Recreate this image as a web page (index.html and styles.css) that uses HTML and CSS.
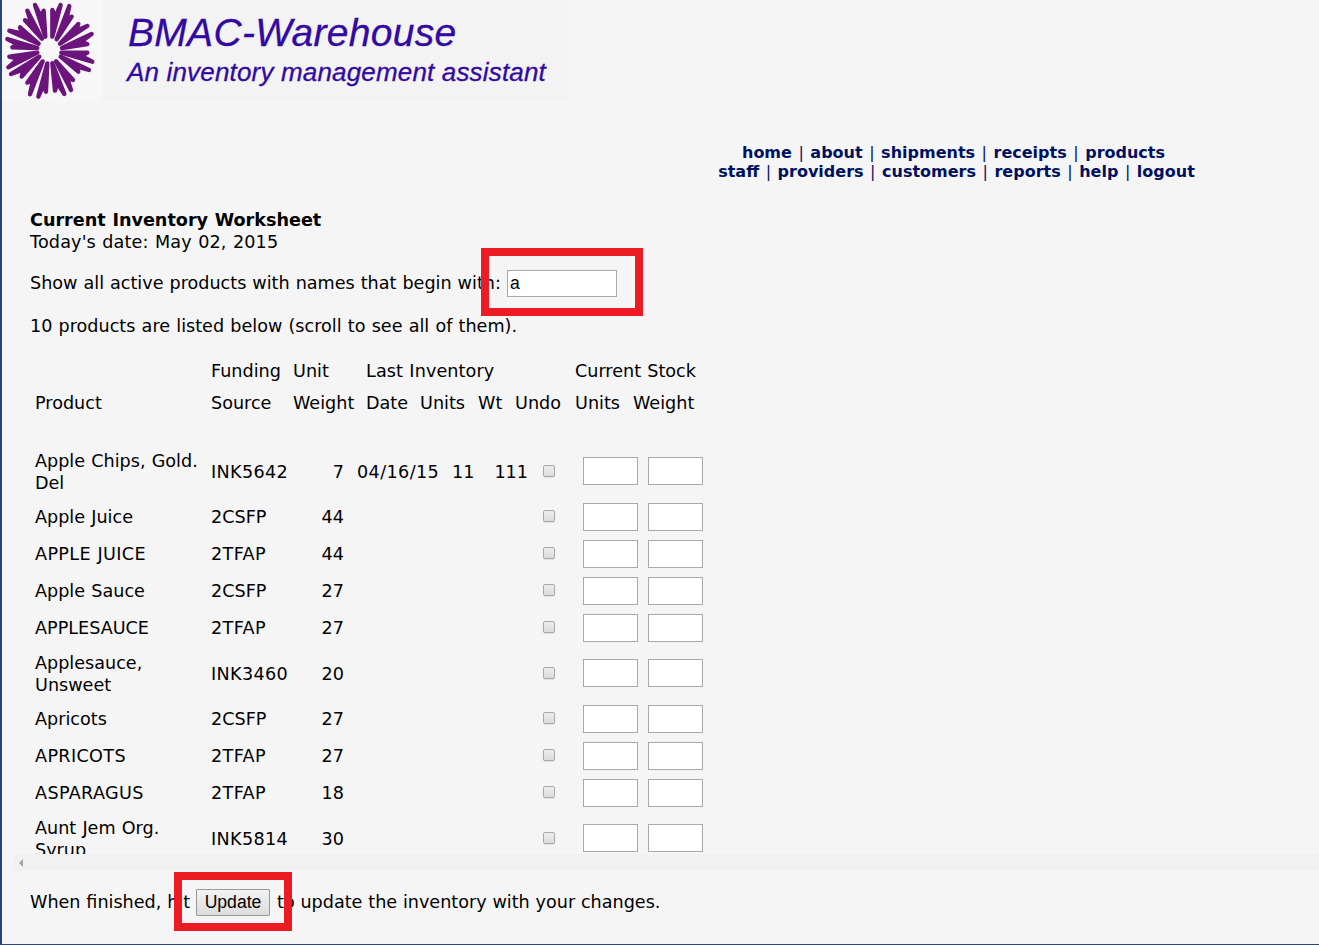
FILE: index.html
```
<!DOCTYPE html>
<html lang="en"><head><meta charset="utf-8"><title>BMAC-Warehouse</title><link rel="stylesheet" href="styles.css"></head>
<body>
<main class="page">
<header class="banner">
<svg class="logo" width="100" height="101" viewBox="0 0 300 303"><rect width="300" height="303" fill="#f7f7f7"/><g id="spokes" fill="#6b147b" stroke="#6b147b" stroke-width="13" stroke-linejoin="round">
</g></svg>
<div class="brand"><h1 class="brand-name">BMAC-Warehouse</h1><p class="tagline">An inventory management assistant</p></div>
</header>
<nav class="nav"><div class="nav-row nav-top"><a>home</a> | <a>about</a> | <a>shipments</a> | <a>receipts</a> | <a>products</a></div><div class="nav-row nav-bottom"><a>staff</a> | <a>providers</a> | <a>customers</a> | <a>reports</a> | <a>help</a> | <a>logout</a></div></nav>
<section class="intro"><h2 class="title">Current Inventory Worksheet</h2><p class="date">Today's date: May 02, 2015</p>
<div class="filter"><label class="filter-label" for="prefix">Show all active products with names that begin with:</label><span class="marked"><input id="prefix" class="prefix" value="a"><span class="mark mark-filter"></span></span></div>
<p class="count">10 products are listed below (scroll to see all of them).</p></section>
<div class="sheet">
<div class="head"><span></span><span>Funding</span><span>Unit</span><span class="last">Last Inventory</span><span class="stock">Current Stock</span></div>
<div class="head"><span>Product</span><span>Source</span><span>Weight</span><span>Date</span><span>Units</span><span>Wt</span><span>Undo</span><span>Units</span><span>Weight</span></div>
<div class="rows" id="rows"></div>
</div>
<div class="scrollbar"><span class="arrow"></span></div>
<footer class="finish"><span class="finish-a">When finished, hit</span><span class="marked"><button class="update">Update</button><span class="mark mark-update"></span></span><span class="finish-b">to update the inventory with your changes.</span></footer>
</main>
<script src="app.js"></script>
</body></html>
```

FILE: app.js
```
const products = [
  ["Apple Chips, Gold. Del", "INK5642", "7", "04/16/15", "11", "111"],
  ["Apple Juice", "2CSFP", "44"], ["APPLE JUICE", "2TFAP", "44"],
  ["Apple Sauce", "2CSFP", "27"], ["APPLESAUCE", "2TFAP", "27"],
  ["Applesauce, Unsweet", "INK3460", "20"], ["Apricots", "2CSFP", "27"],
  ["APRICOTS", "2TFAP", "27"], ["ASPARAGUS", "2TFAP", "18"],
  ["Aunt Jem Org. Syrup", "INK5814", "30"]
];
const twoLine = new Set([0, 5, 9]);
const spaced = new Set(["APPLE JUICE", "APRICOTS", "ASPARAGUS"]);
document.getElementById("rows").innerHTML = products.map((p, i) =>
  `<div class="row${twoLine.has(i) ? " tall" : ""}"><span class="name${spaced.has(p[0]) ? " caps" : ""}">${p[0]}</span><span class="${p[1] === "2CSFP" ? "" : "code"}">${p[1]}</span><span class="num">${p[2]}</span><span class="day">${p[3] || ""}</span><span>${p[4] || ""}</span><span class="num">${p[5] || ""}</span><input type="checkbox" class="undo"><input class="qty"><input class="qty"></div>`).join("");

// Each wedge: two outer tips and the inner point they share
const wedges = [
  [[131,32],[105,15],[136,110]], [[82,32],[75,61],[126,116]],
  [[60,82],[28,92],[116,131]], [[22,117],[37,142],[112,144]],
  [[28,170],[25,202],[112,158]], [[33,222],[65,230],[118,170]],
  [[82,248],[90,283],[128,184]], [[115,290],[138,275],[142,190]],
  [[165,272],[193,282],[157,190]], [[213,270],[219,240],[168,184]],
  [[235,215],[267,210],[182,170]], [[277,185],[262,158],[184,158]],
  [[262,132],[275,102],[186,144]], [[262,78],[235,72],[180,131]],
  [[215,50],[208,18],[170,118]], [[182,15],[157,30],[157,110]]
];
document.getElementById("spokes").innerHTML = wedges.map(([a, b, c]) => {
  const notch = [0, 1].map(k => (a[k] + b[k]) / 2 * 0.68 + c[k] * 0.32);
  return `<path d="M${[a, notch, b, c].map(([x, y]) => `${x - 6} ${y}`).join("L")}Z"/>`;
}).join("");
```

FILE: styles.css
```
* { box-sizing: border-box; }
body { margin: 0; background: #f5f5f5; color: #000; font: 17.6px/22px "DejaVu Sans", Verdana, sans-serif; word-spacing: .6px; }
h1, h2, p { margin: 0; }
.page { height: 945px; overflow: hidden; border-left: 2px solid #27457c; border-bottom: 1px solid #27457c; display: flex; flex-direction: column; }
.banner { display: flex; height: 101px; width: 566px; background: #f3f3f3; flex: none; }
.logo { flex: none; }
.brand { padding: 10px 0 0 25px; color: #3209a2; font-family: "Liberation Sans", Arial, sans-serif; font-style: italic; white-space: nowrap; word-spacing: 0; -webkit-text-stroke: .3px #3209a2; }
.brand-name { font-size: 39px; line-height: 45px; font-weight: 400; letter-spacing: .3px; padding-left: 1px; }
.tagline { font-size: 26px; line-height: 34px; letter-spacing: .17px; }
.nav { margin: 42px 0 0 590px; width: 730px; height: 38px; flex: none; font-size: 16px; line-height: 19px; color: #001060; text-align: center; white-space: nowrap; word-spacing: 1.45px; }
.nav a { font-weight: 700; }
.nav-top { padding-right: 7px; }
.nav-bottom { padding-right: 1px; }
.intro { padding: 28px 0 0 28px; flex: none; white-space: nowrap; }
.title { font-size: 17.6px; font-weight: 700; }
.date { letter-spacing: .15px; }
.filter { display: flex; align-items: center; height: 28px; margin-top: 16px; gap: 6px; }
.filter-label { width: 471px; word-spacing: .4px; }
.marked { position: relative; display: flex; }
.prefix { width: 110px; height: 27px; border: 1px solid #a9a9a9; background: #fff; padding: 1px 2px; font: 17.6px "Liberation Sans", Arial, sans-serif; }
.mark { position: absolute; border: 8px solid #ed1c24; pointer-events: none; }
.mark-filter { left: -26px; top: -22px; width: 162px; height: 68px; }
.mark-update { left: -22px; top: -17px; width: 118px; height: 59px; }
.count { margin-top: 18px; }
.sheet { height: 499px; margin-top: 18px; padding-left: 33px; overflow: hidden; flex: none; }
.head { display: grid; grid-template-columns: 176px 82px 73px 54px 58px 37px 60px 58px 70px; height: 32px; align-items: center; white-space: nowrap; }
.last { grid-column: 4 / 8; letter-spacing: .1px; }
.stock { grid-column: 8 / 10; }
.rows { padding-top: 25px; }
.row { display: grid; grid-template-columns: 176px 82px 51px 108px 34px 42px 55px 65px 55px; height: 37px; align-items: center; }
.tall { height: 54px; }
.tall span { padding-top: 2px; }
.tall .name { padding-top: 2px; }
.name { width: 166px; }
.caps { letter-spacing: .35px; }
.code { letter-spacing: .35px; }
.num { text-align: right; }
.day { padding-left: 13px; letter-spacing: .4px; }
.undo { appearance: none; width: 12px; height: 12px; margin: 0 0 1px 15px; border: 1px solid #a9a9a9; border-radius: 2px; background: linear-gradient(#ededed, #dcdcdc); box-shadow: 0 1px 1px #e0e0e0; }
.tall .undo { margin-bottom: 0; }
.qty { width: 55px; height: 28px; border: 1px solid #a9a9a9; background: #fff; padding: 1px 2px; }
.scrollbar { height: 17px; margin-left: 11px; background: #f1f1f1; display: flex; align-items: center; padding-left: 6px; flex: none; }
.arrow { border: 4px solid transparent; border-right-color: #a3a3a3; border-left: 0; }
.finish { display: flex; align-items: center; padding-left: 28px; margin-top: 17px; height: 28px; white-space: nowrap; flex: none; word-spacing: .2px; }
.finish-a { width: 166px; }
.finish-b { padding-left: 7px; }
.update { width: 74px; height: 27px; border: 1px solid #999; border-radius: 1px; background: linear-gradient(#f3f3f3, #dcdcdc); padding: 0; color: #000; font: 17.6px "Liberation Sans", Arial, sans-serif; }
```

Problem
Point out every line holding the string "styles" and copy it.

Problem solution
Recreate this image as a web page (index.html and styles.css) that uses HTML and CSS.
<html lang="en"><head><meta charset="utf-8"><title>BMAC-Warehouse</title><link rel="stylesheet" href="styles.css"></head>
FILE: styles.css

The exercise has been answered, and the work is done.